[Entries with page source code]
---------------
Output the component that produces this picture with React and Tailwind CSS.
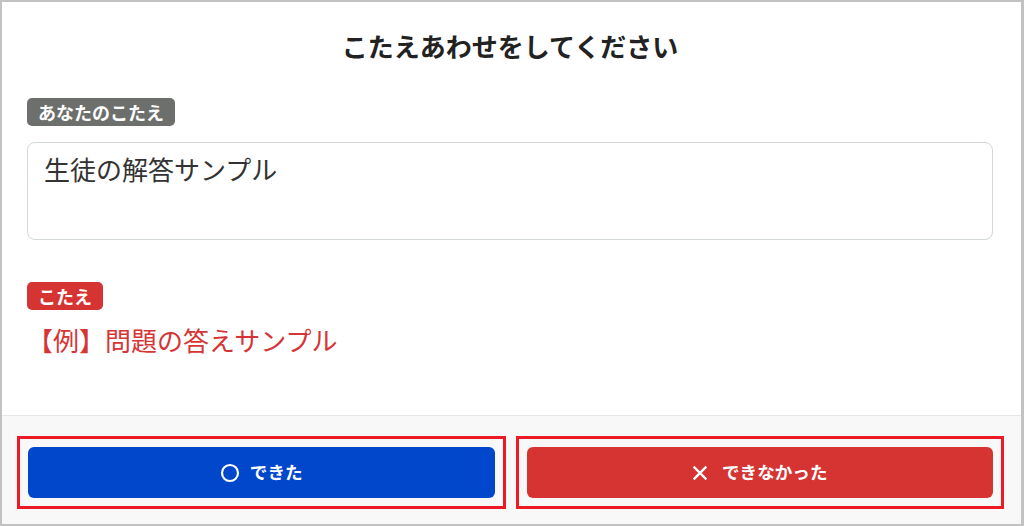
import React from 'react';

const jp = { fontFamily: '"Noto Sans CJK JP", "Noto Sans", sans-serif' };

function CircleIcon() {
  return (
    <svg width="20" height="20" viewBox="0 0 20 20" fill="none" stroke="currentColor" strokeWidth="2.2">
      <circle cx="10" cy="10" r="8" />
    </svg>
  );
}

function CrossIcon() {
  return (
    <svg width="16" height="16" viewBox="0 0 16 16" fill="none" stroke="currentColor" strokeWidth="2.4" strokeLinecap="square">
      <path d="M2.5 2.5 L13.5 13.5 M13.5 2.5 L2.5 13.5" />
    </svg>
  );
}

function Badge({ children, tone }) {
  return (
    <div className="flex">
      <span
        className={`h-[28px] px-[11px] rounded-[5px] flex items-center text-[18px] font-bold leading-none text-white ${tone}`}
      >
        {children}
      </span>
    </div>
  );
}

function AnswerButton({ icon, label, color, gap }) {
  return (
    <div className="outline-[3px] outline outline-[#ec1a24] outline-offset-[8px]">
      <button
        type="button"
        className={`w-full h-[51px] rounded-[6px] flex items-center justify-center ${gap} text-white text-[17.6px] font-bold ${color}`}
      >
        {icon}
        <span>{label}</span>
      </button>
    </div>
  );
}

export default function App() {
  return (
    <div style={jp} className="w-[1024px] h-[526px] bg-white">
      <div className="h-full flex flex-col border-2 border-r-[3px] border-[#c2c2c2]">
        <div className="flex-1 pl-[25px] pr-[28px] pt-[26px]">
          <h1 className="text-center text-[26px] leading-[36px] font-bold text-[#222222]">
            こたえあわせをしてください
          </h1>

          <div className="mt-[34px]">
            <Badge tone="bg-[#6d6f6d]">あなたのこたえ</Badge>
          </div>

          <div className="mt-[16px] h-[98px] border border-[#d2d8d8] rounded-[8px] pl-[16px] pt-[8px] text-[26px] leading-[36px] text-[#333333]">
            生徒の解答サンプル
          </div>

          <div className="mt-[42px]">
            <Badge tone="bg-[#d63333]">こたえ</Badge>
          </div>

          <p className="mt-[12px] text-[26px] leading-[36px] text-[#d63535]">
            【例】問題の答えサンプル
          </p>
        </div>

        <div className="h-[109px] border-t border-[#e6e6e6] bg-[#f8f8f8] pl-[26px] pr-[28px] pt-[31px]">
          <div className="grid grid-cols-2 gap-[32px]">
            <AnswerButton
              icon={<CircleIcon />}
              label="できた"
              color="bg-[#0047cc]"
              gap="gap-[10px]"
            />
            <AnswerButton
              icon={<CrossIcon />}
              label="できなかった"
              color="bg-[#d63333]"
              gap="gap-[14px]"
            />
          </div>
        </div>
      </div>
    </div>
  );
}
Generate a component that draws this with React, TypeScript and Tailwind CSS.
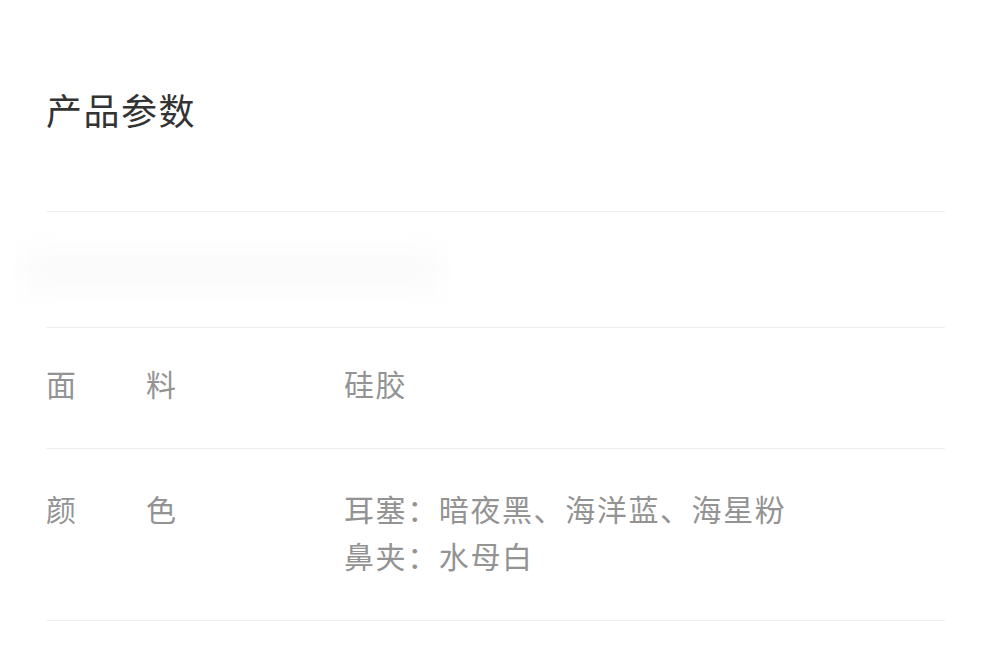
import React from "react";

const font = "font-['Noto_Sans_CJK_SC','Noto_Sans',sans-serif]";

const Label: React.FC<{ a: string; b: string }> = ({ a, b }) => (
  <div className="flex w-[298px] shrink-0">
    <span className="w-[100px]">{a}</span>
    <span>{b}</span>
  </div>
);

export default function App() {
  return (
    <div className={`w-[990px] h-[647px] bg-white overflow-hidden ${font}`}>
      <div className="pl-[46px] pr-[45px]">
        <h1 className="pt-[85px] h-[211px] text-[36px] leading-[48px] text-[#333] tracking-[1.5px]">
          产品参数
        </h1>
        <div className="border-t border-[#efefef]" />
        <div className="h-[115px] flex items-center -ml-[24px]">
          <div className="w-[420px] h-[44px] bg-[#fbfbfb] blur-md rounded" />
        </div>
        <div className="border-t border-[#efefef]" />
        <div className="h-[120px] flex items-center text-[30px] tracking-[1.6px] text-[#939393] pb-[9px]">
          <Label a="面" b="料" />
          <span>硅胶</span>
        </div>
        <div className="border-t border-[#efefef]" />
        <div className="h-[171px] flex items-start pt-[36px] text-[30px] tracking-[1.6px] leading-[47px] text-[#939393]">
          <Label a="颜" b="色" />
          <div className="flex flex-col">
            <span>耳塞：暗夜黑、海洋蓝、海星粉</span>
            <span>鼻夹：水母白</span>
          </div>
        </div>
        <div className="border-t border-[#efefef]" />
      </div>
    </div>
  );
}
---------------
§ **Request**
Your task is to transcribe all of the records precisely, with no images included.

§ **Worked solution**
Output the component that produces this picture with React and Tailwind CSS.
import React from 'react';

const jp = { fontFamily: '"Noto Sans CJK JP", "Noto Sans", sans-serif' };

function CircleIcon() {
  return (
    <svg width="20" height="20" viewBox="0 0 20 20" fill="none" stroke="currentColor" strokeWidth="2.2">
      <circle cx="10" cy="10" r="8" />
    </svg>
  );
}

function CrossIcon() {
  return (
    <svg width="16" height="16" viewBox="0 0 16 16" fill="none" stroke="currentColor" strokeWidth="2.4" strokeLinecap="square">
      <path d="M2.5 2.5 L13.5 13.5 M13.5 2.5 L2.5 13.5" />
    </svg>
  );
}

function Badge({ children, tone }) {
  return (
    <div className="flex">
      <span
        className={`h-[28px] px-[11px] rounded-[5px] flex items-center text-[18px] font-bold leading-none text-white ${tone}`}
      >
        {children}
      </span>
    </div>
  );
}

function AnswerButton({ icon, label, color, gap }) {
  return (
    <div className="outline-[3px] outline outline-[#ec1a24] outline-offset-[8px]">
      <button
        type="button"
        className={`w-full h-[51px] rounded-[6px] flex items-center justify-center ${gap} text-white text-[17.6px] font-bold ${color}`}
      >
        {icon}
        <span>{label}</span>
      </button>
    </div>
  );
}

export default function App() {
  return (
    <div style={jp} className="w-[1024px] h-[526px] bg-white">
      <div className="h-full flex flex-col border-2 border-r-[3px] border-[#c2c2c2]">
        <div className="flex-1 pl-[25px] pr-[28px] pt-[26px]">
          <h1 className="text-center text-[26px] leading-[36px] font-bold text-[#222222]">
            こたえあわせをしてください
          </h1>

          <div className="mt-[34px]">
            <Badge tone="bg-[#6d6f6d]">あなたのこたえ</Badge>
          </div>

          <div className="mt-[16px] h-[98px] border border-[#d2d8d8] rounded-[8px] pl-[16px] pt-[8px] text-[26px] leading-[36px] text-[#333333]">
            生徒の解答サンプル
          </div>

          <div className="mt-[42px]">
            <Badge tone="bg-[#d63333]">こたえ</Badge>
          </div>

          <p className="mt-[12px] text-[26px] leading-[36px] text-[#d63535]">
            【例】問題の答えサンプル
          </p>
        </div>

        <div className="h-[109px] border-t border-[#e6e6e6] bg-[#f8f8f8] pl-[26px] pr-[28px] pt-[31px]">
          <div className="grid grid-cols-2 gap-[32px]">
            <AnswerButton
              icon={<CircleIcon />}
              label="できた"
              color="bg-[#0047cc]"
              gap="gap-[10px]"
            />
            <AnswerButton
              icon={<CrossIcon />}
              label="できなかった"
              color="bg-[#d63333]"
              gap="gap-[14px]"
            />
          </div>
        </div>
      </div>
    </div>
  );
}
Generate a component that draws this with React, TypeScript and Tailwind CSS.
import React from "react";

const font = "font-['Noto_Sans_CJK_SC','Noto_Sans',sans-serif]";

const Label: React.FC<{ a: string; b: string }> = ({ a, b }) => (
  <div className="flex w-[298px] shrink-0">
    <span className="w-[100px]">{a}</span>
    <span>{b}</span>
  </div>
);

export default function App() {
  return (
    <div className={`w-[990px] h-[647px] bg-white overflow-hidden ${font}`}>
      <div className="pl-[46px] pr-[45px]">
        <h1 className="pt-[85px] h-[211px] text-[36px] leading-[48px] text-[#333] tracking-[1.5px]">
          产品参数
        </h1>
        <div className="border-t border-[#efefef]" />
        <div className="h-[115px] flex items-center -ml-[24px]">
          <div className="w-[420px] h-[44px] bg-[#fbfbfb] blur-md rounded" />
        </div>
        <div className="border-t border-[#efefef]" />
        <div className="h-[120px] flex items-center text-[30px] tracking-[1.6px] text-[#939393] pb-[9px]">
          <Label a="面" b="料" />
          <span>硅胶</span>
        </div>
        <div className="border-t border-[#efefef]" />
        <div className="h-[171px] flex items-start pt-[36px] text-[30px] tracking-[1.6px] leading-[47px] text-[#939393]">
          <Label a="颜" b="色" />
          <div className="flex flex-col">
            <span>耳塞：暗夜黑、海洋蓝、海星粉</span>
            <span>鼻夹：水母白</span>
          </div>
        </div>
        <div className="border-t border-[#efefef]" />
      </div>
    </div>
  );
}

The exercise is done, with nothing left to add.